THE BULK of South African investors’ assets still goes into a few large funds. At the same time, over the past decade, there has been an explosion of funds from which investors can choose.

How then should investors select funds and how many is enough?

The South African unit trust industry has well over 1 000 funds. According to the latest Morningstar Fund Observer, close to a quarter of all unit trust assets are held in the 20 largest funds, and the largest fund is bigger than the combined size of nine of the 15 Asisa categories.

More than half of South African investors’ fund assets is spread across just three Asisa categories, reflecting the important historical role funds have played as a vehicle for retirement savings (in South African MA High category), general SA equity market exposure (South African Equity General), and an alternative to saving through a bank account (South African Interest Bearing [IB] Short-term).

Investor assets are also concentrated in several large asset management companies. According to the same Morningstar survey, there are 44 asset management companies in South Africa, but one third of assets is invested with just three asset management companies, and 24 management companies have fewer assets collectively than the largest single fund.

Why are investors’ assets concentrated in so few funds and across so few strategies, and what makes it so difficult for investors to access different funds that might have different skill sets?

When assessing a manager’s capability, it is important to consider where the manager is likely to perform best.

Typically, one needs an in-depth understanding of each manager to identify how easily its investment edge is transferable across multiple categories, and where its investment skills lie.

When considering managers with less established track records, qualitative judgement becomes even more important as there is less quantitative information to go on.

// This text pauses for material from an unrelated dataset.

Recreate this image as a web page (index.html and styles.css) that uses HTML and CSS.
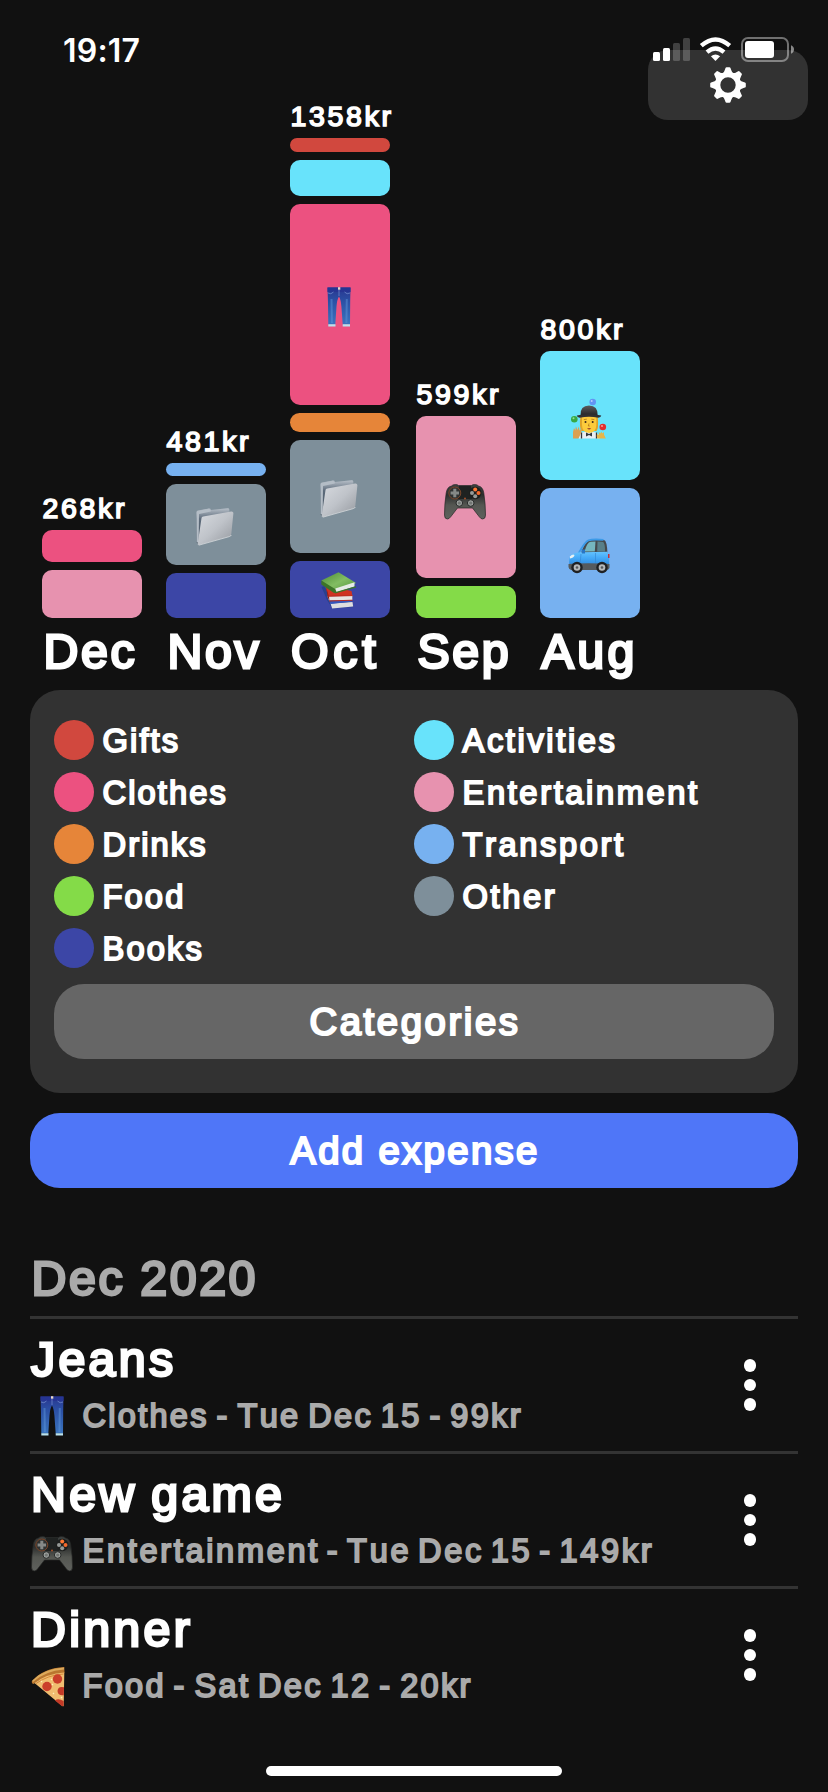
FILE: index.html
```html
<!DOCTYPE html>
<html lang="en">
<head>
<meta charset="utf-8">
<title>Expenses</title>
<link rel="stylesheet" href="styles.css">
</head>
<body>
<svg class="sprite" aria-hidden="true">
  <defs>
    <linearGradient id="gDenim" x1="0" y1="0" x2="0" y2="1"><stop offset="0" stop-color="#28368f"/><stop offset=".35" stop-color="#2b4fa4"/><stop offset="1" stop-color="#3a74be"/></linearGradient>
    <linearGradient id="gFolder" x1="0" y1="0" x2="1" y2="1"><stop offset="0" stop-color="#d8dbe0"/><stop offset=".5" stop-color="#bfc3c9"/><stop offset="1" stop-color="#93979d"/></linearGradient>
    <linearGradient id="gBack" x1="0" y1="0" x2="0" y2="1"><stop offset="0" stop-color="#b9c1ca"/><stop offset=".3" stop-color="#5d6b7b"/><stop offset="1" stop-color="#46525f"/></linearGradient>
    <linearGradient id="gPad" x1="0" y1="0" x2="0" y2="1"><stop offset="0" stop-color="#3e4241"/><stop offset=".3" stop-color="#2c2e2d"/><stop offset=".6" stop-color="#555752"/><stop offset="1" stop-color="#5f615d"/></linearGradient>
    <linearGradient id="gCar" x1="0" y1="0" x2="0" y2="1"><stop offset="0" stop-color="#63c3ff"/><stop offset=".4" stop-color="#45aaf8"/><stop offset="1" stop-color="#2c84d8"/></linearGradient>
    <linearGradient id="gBook" x1="0" y1="0" x2="1" y2="1"><stop offset="0" stop-color="#4c8b35"/><stop offset=".5" stop-color="#82bd62"/><stop offset="1" stop-color="#4f9238"/></linearGradient>
    <linearGradient id="gHat" x1="0" y1="0" x2="0" y2="1"><stop offset="0" stop-color="#5c5c5e"/><stop offset="1" stop-color="#242426"/></linearGradient>
  </defs>
  <symbol id="jeans" viewBox="0 0 42 42">
    <path d="M9.500 1.500h23l-.3 14-.2 23h-7.300l-1.300-18q-.6-7-2.400-10-2 3-2.500 10l-1.200 18H10.300l-.3-21z" fill="url(#gDenim)"/>
    <path d="M9.500 1.500h23v4.500h-23z" fill="#263593"/>
    <path d="M20 1.200h2.300v2.500H20z" fill="#e9d9c8"/>
    <path d="M10 7q3 2 5.500-1M32 7q-3 2-5.500-1M21 4v6" fill="none" stroke="#6f86cc" stroke-width=".8"/>
    <path d="M13.500 13l.4 24M28.800 13l-.4 24" stroke="#5b93d8" stroke-width="2" opacity=".5"/>
    <path d="M10.300 38.300h7.200v2.200h-7.200zM24.700 38.300H32v2.200h-7.300z" fill="#b9e2ee"/>
  </symbol>
  <symbol id="folder" viewBox="0 0 42 42">
    <path d="M2.500 6.300q0-1.500 1.500-1.800l11-1.900q1.600-.2 1.800 1.400l16.500-1.800q2-.3 2 1.200l.2 25-31.500 9q-1.200 0-1.300-1.200z" fill="url(#gBack)"/>
    <path d="M2.500 6.500q0-1.500 1.500-1.800l11-1.900 1.800 1.200v1.500L5 8l-.3 29-2-1z" fill="#b4bdc6"/>
    <path d="M7.500 12.300q.1-1.500 1.700-1.800l28-5q2.300-.2 2.200 1.800L37.300 28q-.2 2-2 2.500L5 39q-1.500.3-1.300-1.300z" fill="url(#gFolder)"/>
    <path d="M37.300 29q-.4 1.200-2 1.600L4.800 39.200" fill="none" stroke="#d6d9dc" stroke-width=".8"/>
  </symbol>
  <symbol id="books" viewBox="0 0 42 42">
    <path d="M3.500 16l3-1 4 9 24 7 1 5-21 1.500L9 29z" fill="#28408e"/>
    <path d="M12.500 32.500l22-1.500.7 4.500-21 2z" fill="#dedee0"/>
    <path d="M11 30.500l14-2 10 2-22 2.600z" fill="#3557bd"/>
    <path d="M7.500 14.500l26 5.500 1 5.200-24.500.6z" fill="#cf3322"/>
    <path d="M9.500 25.500l24.800-.8v4.200l-23.300.6z" fill="#e8e4e1"/>
    <path d="M8 16l2 11 1.500 3-.5-4.500z" fill="#8e1d16"/>
    <path d="M9.500 25.200l25-.6M11 30l23.500-.8" stroke="#b92c20" stroke-width="1"/>
    <path d="M3.300 9.500L20.500 1.300 38.200 12 17.500 21z" fill="url(#gBook)"/>
    <path d="M3.300 9.500v4L16 22l3-.5-1.500-3.300z" fill="#3c7428"/>
    <path d="M17.300 17.500L36.500 11.300v4.200L18.500 21.300z" fill="#e6ebe6"/>
    <path d="M17 21.800l21-6" stroke="#3a7729" stroke-width="1.200"/>
  </symbol>
  <symbol id="pad" viewBox="0 0 42 42">
    <path d="M7.500 8q1-1.500 4-1.500 2 0 3 1h13q1-1 3-1 3 0 4 1.500Q39 9 39.800 15q1.700 11 1.700 22 0 3.800-2.700 4-2 0-3.500-2.200L28.500 30h-15l-6.800 8.800Q5.200 41 3.200 41 .5 40.800.5 37q0-11 1.700-22Q3 9 7.500 8z" fill="url(#gPad)" stroke="#252625" stroke-width=".7"/>
    <path d="M15 8h12l1 13h-14z" fill="#1f2221"/>
    <circle cx="10.800" cy="15" r="6" fill="#303332" stroke="#7b4528" stroke-width="1"/>
    <path d="M9.300 10.800h3v2.700H15v3h-2.700v2.700h-3v-2.700H6.600v-3h2.700z" fill="#858987"/>
    <circle cx="31.200" cy="15" r="6.200" fill="#1d1f1e"/>
    <circle cx="31.200" cy="11.600" r="2" fill="#ff7733"/><circle cx="34.500" cy="15" r="2" fill="#f46a2d"/><circle cx="28" cy="15" r="2" fill="#969a98"/><circle cx="31.200" cy="18.300" r="2" fill="#969a98"/>
    <circle cx="15.300" cy="25" r="3.300" fill="#9a9e9b" stroke="#292b2a"/><circle cx="26.700" cy="25" r="3.300" fill="#9a9e9b" stroke="#292b2a"/>
    <circle cx="15.300" cy="25" r="1.600" fill="#727673"/><circle cx="26.700" cy="25" r="1.600" fill="#727673"/>
    <circle cx="21" cy="20.500" r="1" fill="#a5502a"/>
  </symbol>
  <symbol id="juggler" viewBox="0 0 42 42">
    <circle cx="24.700" cy="5" r="3.300" fill="#6295f3"/><circle cx="6.300" cy="22.300" r="3.300" fill="#37a844"/><circle cx="34.800" cy="30" r="3.300" fill="#e22d2d"/>
    <circle cx="23.700" cy="4" r="1" fill="#b6cffd"/><circle cx="5.500" cy="21.300" r="1" fill="#8fe099"/><circle cx="34" cy="29" r="1" fill="#ff9a9a"/>
    <path d="M10.500 41.500q0-6 6-6.500h9q6 .5 6 6.500z" fill="#e9edf2"/>
    <path d="M13.500 35.500v6M28.500 35.500v6" stroke="#33363b" stroke-width="1.300"/>
    <path d="M12.300 20h17.500q1 12-1.300 14h-15q-2.300-3-1.200-14z" fill="#dfa428"/>
    <path d="M14 19h14.300v9q0 7.500-7.200 8-7.100-.5-7.100-8z" fill="#fccb3c"/>
    <circle cx="17.500" cy="25" r="1" fill="#3b281d"/><circle cx="24.700" cy="25" r="1" fill="#3b281d"/>
    <path d="M15.800 22.600l3-.4M23.300 22.200l3 .4M21 26.500l-.7 2.500h1.500" fill="none" stroke="#af771b" stroke-width=".8"/>
    <path d="M19 31.400q2.100-1 4.200 0-2.100 2.300-4.200 0z" fill="#99422a"/>
    <path d="M18 35.500l3 1.500 3-1.500v4L21 38l-3 1.500z" fill="#33363b"/>
    <path d="M12.500 18.500Q12 8.500 21 8.500t8.700 10z" fill="url(#gHat)"/>
    <path d="M8.800 18.500q12.200-3 24.500 0-.3 2-3 2.300-9.300-2-18.600 0-2.700-.3-2.900-2.300z" fill="#303033"/>
    <path d="M5 41.500V35l1-4 1.300 2.500.6-4.300 1.500 3.800 1.500-3.600.5 4.100 2.400-2-.5 4-2.800 6z" fill="#dca052"/>
    <path d="M29.500 41.500q-1.500-3 0-4.500l1.500 1-.2-3 1.700 1.500.7-2 1.200 2 1.600-1.500v2.500l1.800 4z" fill="#e7b64a"/>
  </symbol>
  <symbol id="car" viewBox="0 0 42 42">
    <path d="M13 19.500q3-10 7-12.500Q24 4.500 36 6q3 .5 3.500 13.500z" fill="#45494d"/>
    <path d="M10.500 19.500Q17 7.500 20.500 6.300q4-1.300 15-.5" fill="none" stroke="#3b9ae8" stroke-width="1.800"/>
    <path d="M16.500 17.500q2.500-9 6-9.700L27.500 7.500 26.800 17.500z" fill="#75b6bf"/>
    <path d="M29.500 7.500l5.500.5q2 .5 2 9.500h-7.800z" fill="#587f89"/>
    <path d="M1.500 33q-1-7 .8-11.500Q6 18.500 13 18.200l26.500-.5q2.300 5 1.500 15.300z" fill="url(#gCar)"/>
    <path d="M27.500 19v13M13 20l-1 11" stroke="#3689d6" stroke-width=".7"/>
    <path d="M13.500 15.500h3.500v4h-3z" fill="#2876c6"/>
    <path d="M1.800 22.500q3-3 4.700-1.500-.3 2.500-4.500 3.500z" fill="#e7f0f2"/><path d="M40 20h1.500v4H40z" fill="#c52f36"/>
    <path d="M.5 30q20-1.500 41 0v4q-1 2-3 2H3q-2.500-1-2.500-3z" fill="#555a5d"/>
    <circle cx="9" cy="33.500" r="5.700" fill="#1f2123"/><circle cx="34" cy="33.500" r="5.700" fill="#1f2123"/>
    <circle cx="9" cy="33.500" r="3.300" fill="#b5b8b9"/><circle cx="34" cy="33.500" r="3.300" fill="#b5b8b9"/>
    <circle cx="9" cy="33.500" r="1.300" fill="#55595c"/><circle cx="34" cy="33.500" r="1.300" fill="#55595c"/>
  </symbol>
  <symbol id="pizza" viewBox="0 0 42 42">
    <path d="M.7 16.500Q12 3 33.300 2l.2 6Q16 9 2.500 19q-2-.5-1.800-2.500z" fill="#b9762f"/>
    <path d="M1.200 15.500Q13 3.500 33 2.500v2Q14 6 2 17z" fill="#dcaa5c"/>
    <path d="M3.500 18Q16 8.500 33.300 7.500L32.700 41q-.8.700-2-.5z" fill="#f0bd70"/>
    <path d="M5 18.500Q17 10 32.500 9" fill="none" stroke="#d58939" stroke-width="1"/>
    <circle cx="26.500" cy="14" r="4.700" fill="#cb3f2b"/><circle cx="16" cy="21.500" r="4.700" fill="#cb3f2b"/>
    <path d="M33 22.300q-6-1.500-6.500 3.700.5 5 6.300 4.200zM24 35.500q3-2.500 8.700.5L32.600 41l-1.600.2z" fill="#c33a27"/>
    <path d="M10 16l1 1M20 14l1 1M22 28l1 1M30 33l1-1M21 20l1-1" stroke="#fff0ba" stroke-width="1.300"/>
  </symbol>
</svg>

<div class="screen">
  <header class="status">
    <span class="clock">19:17</span>
    <svg class="status-icons" width="142" height="26" viewBox="0 0 142 26" fill="#fff">
      <rect x="0" y="15" width="7" height="9" rx="1.500"/><rect x="10" y="11" width="7" height="13" rx="1.500"/>
      <g opacity=".2"><rect x="20" y="6" width="7" height="18" rx="1.500"/><rect x="30" y="1" width="7" height="23" rx="1.500"/></g>
      <path d="M62.500 24l-4.600-4.700q4.600-3.400 9.200 0z"/>
      <g fill="none" stroke="#fff" stroke-width="4.300"><path d="M48.300 8.700q14.200-12.600 28.400 0"/><path d="M54 15.200q8.500-7.400 17 0"/></g>
      <rect x="89" y="1" width="46" height="23" rx="6" fill="none" stroke="#fff" stroke-opacity=".4" stroke-width="2"/>
      <rect x="92" y="4" width="29" height="17" rx="3"/>
      <path d="M138 8.300q3 1.300 3 4.200t-3 4.200z" opacity=".5"/>
    </svg>
  </header>

  <button class="settings" aria-label="Settings">
    <svg width="36" height="36" viewBox="-18 -18 36 36" fill="#fff">
      <defs><path id="tooth" d="M-6.500-11Q-3.700-12-3-15.500L-2.500-17Q-2.200-17.800-1.400-17.800H1.400Q2.200-17.800 2.500-17L3-15.500Q3.700-12 6.500-11L0-9z"/></defs>
      <circle r="10.200" fill="none" stroke="#fff" stroke-width="5"/>
      <use href="#tooth"/><use href="#tooth" transform="rotate(45)"/><use href="#tooth" transform="rotate(90)"/><use href="#tooth" transform="rotate(135)"/><use href="#tooth" transform="rotate(180)"/><use href="#tooth" transform="rotate(225)"/><use href="#tooth" transform="rotate(270)"/><use href="#tooth" transform="rotate(315)"/>
    </svg>
  </button>

  <section class="chart">
    <div class="column">
      <div class="amount">268kr</div>
      <div class="bars"><div class="bar clothes" style="height:32px"></div><div class="bar entertainment" style="height:48px"></div></div>
      <div class="month">Dec</div>
    </div>
    <div class="column">
      <div class="amount">481kr</div>
      <div class="bars"><div class="bar transport" style="height:13px"></div><div class="bar other" style="height:81px"><svg class="emoji"><use href="#folder"/></svg></div><div class="bar books" style="height:45px"></div></div>
      <div class="month">Nov</div>
    </div>
    <div class="column wide">
      <div class="amount">1358kr</div>
      <div class="bars"><div class="bar gifts" style="height:14px"></div><div class="bar activities" style="height:36px"></div><div class="bar clothes" style="height:201px"><svg class="emoji"><use href="#jeans"/></svg></div><div class="bar drinks" style="height:19px"></div><div class="bar other" style="height:113px"><svg class="emoji"><use href="#folder"/></svg></div><div class="bar books" style="height:57px"><svg class="emoji"><use href="#books"/></svg></div></div>
      <div class="month month-oct">Oct</div>
    </div>
    <div class="column">
      <div class="amount">599kr</div>
      <div class="bars"><div class="bar entertainment" style="height:162px"><svg class="emoji"><use href="#pad"/></svg></div><div class="bar food" style="height:32px"></div></div>
      <div class="month">Sep</div>
    </div>
    <div class="column">
      <div class="amount">800kr</div>
      <div class="bars"><div class="bar activities" style="height:129px"><svg class="emoji"><use href="#juggler"/></svg></div><div class="bar transport" style="height:130px"><svg class="emoji"><use href="#car"/></svg></div></div>
      <div class="month month-aug">Aug</div>
    </div>
  </section>

  <section class="panel">
    <div class="legend">
      <div class="legend-col">
        <div class="key"><i class="dot gifts"></i><span>Gifts</span></div>
        <div class="key"><i class="dot clothes"></i><span>Clothes</span></div>
        <div class="key"><i class="dot drinks"></i><span>Drinks</span></div>
        <div class="key"><i class="dot food"></i><span>Food</span></div>
        <div class="key"><i class="dot books"></i><span>Books</span></div>
      </div>
      <div class="legend-col loose">
        <div class="key"><i class="dot activities"></i><span>Activities</span></div>
        <div class="key"><i class="dot entertainment"></i><span>Entertainment</span></div>
        <div class="key"><i class="dot transport"></i><span>Transport</span></div>
        <div class="key"><i class="dot other"></i><span>Other</span></div>
      </div>
    </div>
    <button class="button secondary">Categories</button>
  </section>

  <button class="button primary">Add expense</button>

  <h2 class="heading">Dec 2020</h2>
  <ul class="list">
    <li class="row">
      <div><div class="title">Jeans</div><div class="detail"><svg class="emoji"><use href="#jeans"/></svg><span class="tight">Clothes - Tue Dec 15 - 99kr</span></div></div>
      <div class="more"><i></i><i></i><i></i></div>
    </li>
    <li class="row">
      <div><div class="title">New game</div><div class="detail"><svg class="emoji"><use href="#pad"/></svg><span>Entertainment - Tue Dec 15 - 149kr</span></div></div>
      <div class="more"><i></i><i></i><i></i></div>
    </li>
    <li class="row">
      <div><div class="title">Dinner</div><div class="detail"><svg class="emoji"><use href="#pizza"/></svg><span class="tight">Food - Sat Dec 12 - 20kr</span></div></div>
      <div class="more"><i></i><i></i><i></i></div>
    </li>
  </ul>
  <div class="home-bar"></div>
</div>
</body>
</html>
```

FILE: styles.css
```css
* { box-sizing: border-box; }
body {
  margin: 0;
  background: #111;
  color: #fff;
  font-family: "Liberation Sans", Arial, sans-serif;
  font-kerning: none;
}
.sprite { position: absolute; width: 0; height: 0; }
.screen {
  position: relative;
  width: 828px;
  height: 1792px;
  overflow: hidden;
  display: flex;
  flex-direction: column;
}

/* Status bar floats over the content */
.status {
  position: absolute;
  inset: 0 0 auto 0;
  z-index: 2;
  display: flex;
  justify-content: space-between;
  padding: 37px 33px 0 63px;
}
.clock {
  font: 600 32px/27px Inter, sans-serif;
  letter-spacing: .2px;
}
.settings {
  position: absolute;
  top: 50px;
  right: 20px;
  width: 160px;
  height: 70px;
  padding: 0 1px 0 0;
  border: 0;
  border-radius: 20px;
  background: #323232;
  display: flex;
  align-items: center;
  justify-content: center;
}

/* Chart */
.chart {
  height: 690px;
  flex: none;
  display: flex;
  align-items: flex-end;
  gap: 24px;
  padding: 0 0 11px 42px;
}
.column { width: 100px; }
.column.wide { width: 102px; }
.amount {
  padding-left: .5px;
  margin-bottom: 5px;
  font-size: 28.5px;
  line-height: 34px;
  letter-spacing: 2.65px;
  white-space: nowrap;
  -webkit-text-stroke: 1.6px #fff;
}
.bars { display: flex; flex-direction: column; gap: 8px; width: 100px; }
.bar {
  border-radius: 10px;
  display: flex;
  align-items: center;
  justify-content: center;
  padding: 4px 3px 0 0;
}
.emoji { width: 42px; height: 42px; flex: none; display: block; }
.month {
  margin-top: 5px;
  padding-left: 1.5px;
  font-size: 48.3px;
  line-height: 56px;
  letter-spacing: 2.6px;
  -webkit-text-stroke: 2.8px #fff;
}
.month-oct { letter-spacing: 4.8px; padding-left: 1px; }
.month-aug { letter-spacing: 3.5px; }

.gifts { background: #d1483e; }
.clothes { background: #ec5180; }
.drinks { background: #e68539; }
.food { background: #84db48; }
.books { background: #3c46a6; }
.activities { background: #68e3fb; }
.entertainment { background: #e792af; }
.transport { background: #77b1f0; }
.other { background: #7e8f9a; }

/* Legend panel */
.panel {
  flex: none;
  height: 403px;
  margin: 0 30px;
  padding: 30px 24px 0;
  border-radius: 30px;
  background: #323232;
}
.legend { display: grid; grid-template-columns: 1fr 1fr; height: 264px; }
.legend-col { display: flex; flex-direction: column; gap: 12px; letter-spacing: 2.1px; }
.legend-col.loose { letter-spacing: 2.6px; }
.key {
  display: flex;
  gap: 8.5px;
  height: 40px;
  font-size: 32.7px;
  line-height: 40px;
  -webkit-text-stroke: 1.9px #fff;
}
.key span { padding-top: 1px; }
.dot { width: 40px; height: 40px; border-radius: 50%; }

.button {
  flex: none;
  height: 75px;
  border: 0;
  border-radius: 30px;
  padding: 0 0 0 2px;
  color: #fff;
  font: 38.3px/75px "Liberation Sans", Arial, sans-serif;
  letter-spacing: 2.6px;
  -webkit-text-stroke: 2.2px #fff;
}
.secondary { width: 100%; background: #666; }
.primary { margin: 20px 30px 0; background: #4f76f8; letter-spacing: 2.35px; }

/* Expense list */
.heading {
  margin: 62px 30px 10px;
  padding-left: 1.5px;
  font-size: 48.3px;
  line-height: 56px;
  font-weight: 400;
  letter-spacing: 2.6px;
  word-spacing: -1px;
  color: #aaa;
  -webkit-text-stroke: 2.8px #aaa;
}
.list { list-style: none; margin: 0 30px; padding: 0; }
.row {
  display: flex;
  justify-content: space-between;
  height: 135px;
  border-top: 3px solid #333;
  padding: 11.5px 42px 0 0;
}
.title {
  padding-left: 1px;
  font-size: 48.3px;
  line-height: 56px;
  letter-spacing: 3.3px;
  word-spacing: -3px;
  -webkit-text-stroke: 2.8px #fff;
}
.detail {
  display: flex;
  align-items: center;
  gap: 10px;
  margin: 8.5px 0 0 .5px;
  height: 42px;
  font-size: 32.5px;
  line-height: 42px;
  letter-spacing: 2.7px;
  word-spacing: -4.9px;
  color: #aaa;
  -webkit-text-stroke: 1.9px #aaa;
}
.detail .tight { letter-spacing: 2.3px; word-spacing: -3.5px; }
.more {
  display: flex;
  flex-direction: column;
  gap: 7.1px;
  padding-top: 28.5px;
}
.more i { width: 12.5px; height: 12.5px; border-radius: 50%; background: #fff; }

.home-bar {
  position: absolute;
  left: 266px;
  bottom: 16px;
  width: 296px;
  height: 10px;
  border-radius: 5px;
  background: #fff;
}
```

Sounds too intimidating? Perhaps it’s not surprising that investors tend to overwhelmingly allocate to large funds in well-trodden Asisa categories.

But is manager skill disproportionately distributed in just a couple of Asisa categories and management companies?

For example, there are Asisa categories that are less constrained by pension fund regulation (for example, WW MA Flexible where funds can invest up to 100 percent in equities or foreign markets) or the narrowness of the SA equity market (the Global Equity General category) or by recordlow short-term interest rates (South African IB Variable Term), which are much smaller in size than the three large Asisa categories despite their offering far more investment opportunities.

At the same time, there are asset management companies with robust investment processes and organisational incentives closely aligned with yours, but whose brand may not be well known. How can you incorporate such funds into your portfolio?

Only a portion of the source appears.